Philip Ellis
News & Views
Could Chinese social app disrupt search?

To some marketers in the West, China’s “Great Firewall” is seen as an obstacle, preventing brands and consumers from interacting on the platforms that the rest of the world uses. But to Chinese entrepreneurs, this isolation from Silicon Valley presented itself as an opportunity to create a different way of doing things.

Far from being created out of necessity, Chinese social networks have gone on to achieve a much wider range of things than their Western counterparts. Take WeChat, for example. Far from being a mere WhatsApp also-ran, it boasts 938 million monthly users, half of whom spend more than 90 minutes on the app.

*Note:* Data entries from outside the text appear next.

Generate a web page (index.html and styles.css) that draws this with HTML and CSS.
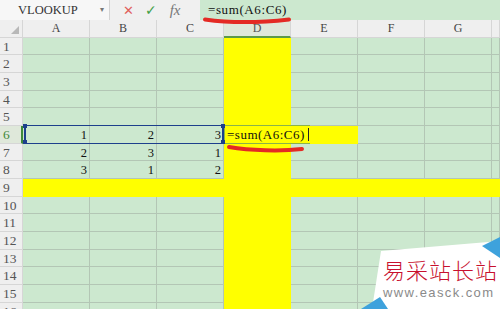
FILE: index.html
```html
<!DOCTYPE html>
<html lang="zh-CN">
<head>
    <meta charset="UTF-8">
    <title>VLOOKUP sum</title>
    <link rel="stylesheet" href="styles.css">
</head>
<body>
    <div class="formula-bar">
        <div class="name-box">VLOOKUP<span class="drop">&#9662;</span></div>
        <div class="tools">
            <span class="tool-x">&#10005;</span>
            <span class="tool-ok">&#10003;</span>
            <span class="tool-fx">fx</span>
        </div>
        <div class="formula-input">=sum(A6:C6)</div>
    </div>

    <div class="sheet" id="sheet"></div>

    <svg class="marks" width="500" height="309" viewBox="0 0 500 309">
        <path d="M205 19.5 C 230 23, 262 22.5, 289 19.5" />
        <path d="M229 147 C 250 150.5, 280 151.5, 302 149" />
    </svg>

    <div class="watermark">
        <svg class="wm-bg" width="140" height="75" viewBox="360 234 140 75">
            <polygon points="381,251 500,241 500,309 372,309" fill="#ffffff" />
            <polygon points="482,246 500,237 500,258" fill="#3ea2dc" />
            <polygon points="361,309 380,297 388,309" fill="#3ea2dc" />
        </svg>
        <div class="wm-text">
            <div class="wm-cn">易采站长站</div>
            <div class="wm-url">www.easck.com</div>
        </div>
    </div>

    <script>
        const cols = ['A', 'B', 'C', 'D', 'E', 'F', 'G', ''];
        const values = { 6: [1, 2, 3], 7: [2, 3, 1], 8: [3, 1, 2] };
        const sheet = document.getElementById('sheet');

        function cell(cls, row, col, text) {
            const div = document.createElement('div');
            div.className = cls;
            div.style.gridRow = row;
            div.style.gridColumn = col;
            if (text !== undefined) div.textContent = text;
            sheet.appendChild(div);
            return div;
        }

        // 表头
        cell('corner', 1, 1);
        cols.forEach((c, i) => cell(c === 'D' ? 'col-head active' : 'col-head', 1, i + 2, c));

        // 行
        for (let r = 1; r <= 16; r++) {
            cell(r === 6 ? 'row-head active' : 'row-head', r + 1, 1, r);
            cols.forEach((c, i) => {
                let cls = 'cell';
                if (c === 'D' || r === 9 || (r === 6 && c === 'E')) cls += ' fill';
                const v = values[r] && values[r][i];
                cell(cls, r + 1, i + 2, v);
            });
        }

        // 选区和编辑框
        cell('selection', 7, '2 / 5');
        const editor = cell('editor', 7, '5 / 7');
        editor.innerHTML = '=sum(A6:C6)<span class="caret"></span>';
    </script>
</body>
</html>
```

FILE: styles.css
```css
body {
    margin: 0;
    width: 500px;
    height: 309px;
    overflow: hidden;
    position: relative;
    background: #cce8cf;
    font-family: 'Liberation Serif', serif;
}

.formula-bar {
    display: flex;
    height: 20px;
    background: #f0f0f0;
}

.name-box {
    width: 110px;
    box-sizing: border-box;
    padding-left: 18px;
    background: #f7f7f7;
    border-right: 1px solid #d4d4d4;
    font-size: 12.5px;
    line-height: 20px;
    color: #333;
    display: flex;
}

.drop {
    margin-left: auto;
    margin-right: 5px;
    font-size: 8px;
    color: #777;
}

.tools {
    width: 90px;
    display: flex;
    align-items: center;
    gap: 11px;
    padding-left: 13px;
    box-sizing: border-box;
}

.tool-x { color: #e0605c; font-size: 13px; font-family: 'DejaVu Sans', sans-serif; }
.tool-ok { color: #43a047; font-size: 14px; font-family: 'DejaVu Sans', sans-serif; }
.tool-fx { color: #777; font-style: italic; font-size: 15px; margin-left: 2px; }

.formula-input {
    flex: 1;
    background: #cce8cf;
    padding-left: 8px;
    font-size: 13px;
    letter-spacing: 0.6px;
    line-height: 20px;
    color: #111;
}

.sheet {
    display: grid;
    grid-template-columns: 23px repeat(7, 67px) 1fr;
    grid-template-rows: 17.5px;
    grid-auto-rows: 17.7px;
    font-size: 12.5px;
}

.corner,
.col-head,
.row-head {
    background: #efefef;
    box-sizing: border-box;
    border-right: 1px solid #d6d6d6;
    border-bottom: 1px solid #d6d6d6;
    color: #444;
}

.corner { position: relative; }
.corner::after {
    content: '';
    position: absolute;
    right: 3px;
    bottom: 3px;
    border-left: 8px solid transparent;
    border-bottom: 8px solid #b8b8b8;
}

.col-head {
    text-align: center;
    line-height: 17px;
    font-size: 12px;
}

.col-head.active {
    background: #dfe8da;
    border-bottom: 2px solid #5c9a48;
    color: #555;
}

.row-head {
    padding-left: 3px;
    font-size: 13.5px;
    line-height: 18px;
    color: #555;
}

.row-head.active {
    background: #dfe8da;
    border-right: 2px solid #3f8a3a;
    color: #3f8a3a;
}

.cell {
    box-sizing: border-box;
    border-right: 1px solid #b3c6b5;
    border-bottom: 1px solid #b3c6b5;
    text-align: right;
    padding-right: 2px;
    line-height: 18px;
    color: #111;
}

.cell.fill {
    background: #ffff00;
    border-color: #ffff00;
}

.selection {
    border: 1px solid #1d3f8c;
    border-left-width: 2px;
    border-right-width: 2px;
    margin-left: 1px;
    margin-top: -1px;
    position: relative;
}

.selection::before,
.selection::after {
    content: '';
    position: absolute;
    top: -2px;
    width: 4px;
    height: 4px;
    background: #1d3f8c;
    box-shadow: 0 16px 0 #1d3f8c;
}

.selection::before { left: -3px; }
.selection::after { right: -3px; }

.editor {
    justify-self: start;
    margin-top: -1px;
    padding: 0 1px 0 2px;
    border: 1px solid #8bb24a;
    border-right: none;
    font-size: 13px;
    letter-spacing: 0.5px;
    line-height: 17px;
    color: #111;
    display: flex;
    align-items: center;
}

.caret {
    display: inline-block;
    width: 1px;
    height: 13px;
    margin-left: 3px;
    background: #222;
}

.marks {
    position: absolute;
    left: 0;
    top: 0;
    pointer-events: none;
}

.marks path {
    fill: none;
    stroke: #e42a24;
    stroke-width: 4;
    stroke-linecap: round;
}

.watermark {
    position: absolute;
    left: 360px;
    top: 234px;
    width: 140px;
    height: 75px;
}

.wm-bg {
    position: absolute;
    left: 0;
    top: 0;
}

.wm-text {
    position: absolute;
    left: 23px;
    top: 22px;
}

.wm-cn {
    font-family: 'Noto Sans CJK SC', sans-serif;
    font-weight: 300;
    font-size: 22px;
    line-height: 26px;
    letter-spacing: 1px;
    color: #c8102e;
    white-space: nowrap;
}

.wm-url {
    margin-top: 4px;
    font-family: 'Liberation Sans', sans-serif;
    font-size: 13px;
    line-height: 14px;
    letter-spacing: 1.4px;
    color: #8a8a8a;
    white-space: nowrap;
}
```
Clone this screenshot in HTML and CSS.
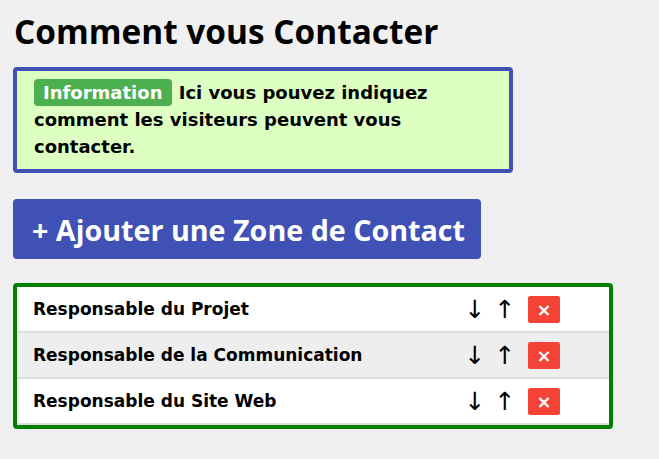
FILE: index.html
```html
<!DOCTYPE html>
<html lang="fr">
<head>
<meta charset="utf-8">
<title>Comment vous Contacter</title>
<link rel="stylesheet" href="styles.css">
</head>
<body>
<main class="page">
  <h1 class="title">Comment vous Contacter</h1>
  <div class="info">
    <span class="badge">Information</span> Ici vous pouvez indiquez comment les visiteurs peuvent vous contacter.
  </div>
  <button class="add-btn">+ Ajouter une Zone de Contact</button>
  <ul class="list">
    <li class="row">
      <span class="name">Responsable du Projet</span>
      <span class="actions"><span class="arrow">↓</span><span class="arrow">↑</span><span class="del">×</span></span>
    </li>
    <li class="row alt">
      <span class="name">Responsable de la Communication</span>
      <span class="actions"><span class="arrow">↓</span><span class="arrow">↑</span><span class="del">×</span></span>
    </li>
    <li class="row">
      <span class="name">Responsable du Site Web</span>
      <span class="actions"><span class="arrow">↓</span><span class="arrow">↑</span><span class="del">×</span></span>
    </li>
  </ul>
</main>
</body>
</html>
```
FILE: styles.css
```css
html, body {
  margin: 0;
  padding: 0;
  background: #f0f0f0;
}
.page {
  padding: 0 13px;
  display: flex;
  flex-direction: column;
  align-items: flex-start;
}
.title {
  font-family: "Open Sans", "Noto Sans", sans-serif;
  font-weight: 700;
  font-size: 33.4px;
  line-height: 40px;
  margin: 11px 0 16px 1px;
  color: #000;
}
.info {
  box-sizing: border-box;
  width: 500px;
  border: 4px solid #3f51b5;
  border-radius: 4px;
  background: #ddffc1;
  padding: 8px 14px 9px 17px;
  font-family: "DejaVu Sans", Verdana, sans-serif;
  font-weight: 700;
  font-size: 18px;
  line-height: 27px;
  color: #000;
}
.badge {
  display: inline-block;
  background: #4caf50;
  color: #fff;
  border-radius: 4px;
  padding: 3px 10px 3px 9px;
  line-height: 21px;
}
.add-btn {
  margin-top: 26px;
  height: 60px;
  width: 468px;
  border: none;
  border-radius: 4px;
  background: #3f51b5;
  color: #fff;
  font-family: "Open Sans", "Noto Sans", sans-serif;
  font-weight: 700;
  font-size: 28.7px;
  padding: 0 0 0 19px;
  text-align: left;
}
.list {
  list-style: none;
  box-sizing: border-box;
  width: 600px;
  margin: 24px 0 0 0;
  padding: 0;
  border: 4px solid #008000;
  border-radius: 4px;
  background: #fff;
}
.row {
  display: flex;
  align-items: center;
  justify-content: space-between;
  height: 44px;
  border-bottom: 2px solid #dddddd;
  padding: 0 49px 0 16px;
  background: #fff;
}
.row.alt {
  background: #eeeeee;
}
.name {
  font-family: "DejaVu Sans", Verdana, sans-serif;
  font-weight: 700;
  font-size: 17px;
  color: #000;
}
.actions {
  display: flex;
  align-items: center;
}
.arrow {
  font-family: "DejaVu Sans", sans-serif;
  font-size: 25px;
  width: 30px;
  text-align: center;
  color: #000;
}
.del {
  width: 32px;
  height: 27px;
  margin-left: 8px;
  border-radius: 2px;
  background: #f44336;
  color: #fff;
  font-family: "DejaVu Sans", sans-serif;
  font-weight: 700;
  font-size: 18px;
  display: flex;
  align-items: center;
  justify-content: center;
}
```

When a consumer opens WeChat, they’re not just messaging their friends. They’re watching videos, reading blogs, following and engaging with brands, making payments, and even opening their own e-commerce stores — all without leaving the singular platform. Similarly, brands, government departments and media agencies can open accounts to engage with followers in real-time, offer discounts and QR codes, and partner with third parties to continually bring value to consumers.

This week, WeChat announced it is expanding its functionality to include a Search feature. Rather than directly taking on the Chinese search engine Baidu, WeChat’s Search is designed to complement the social experience. In addition to listing results from the web, the new button also lists mentions of search terms from the user’s friends, followed by news stories relating to the search. And as has become customary with WeChat, any link you follow opens inside the app.

“If WeChat perfects its search capabilities, expect a giant of the Chinese internet to suffer,” writes Quartz’s Josh Horwitz. He points out that while WeChat parent company Tencent’s stock prices are “soaring”, search company Baidu has suffered since 2014, with plummeting shares and a decline in revenue growth.

Horwitz calls these new plans a “walled garden” approach to search, and it remains to be seen whether such a proprietary experience will appeal to users — although WeChat’s already booming popularity can only help its chances of owning a portion of the search market.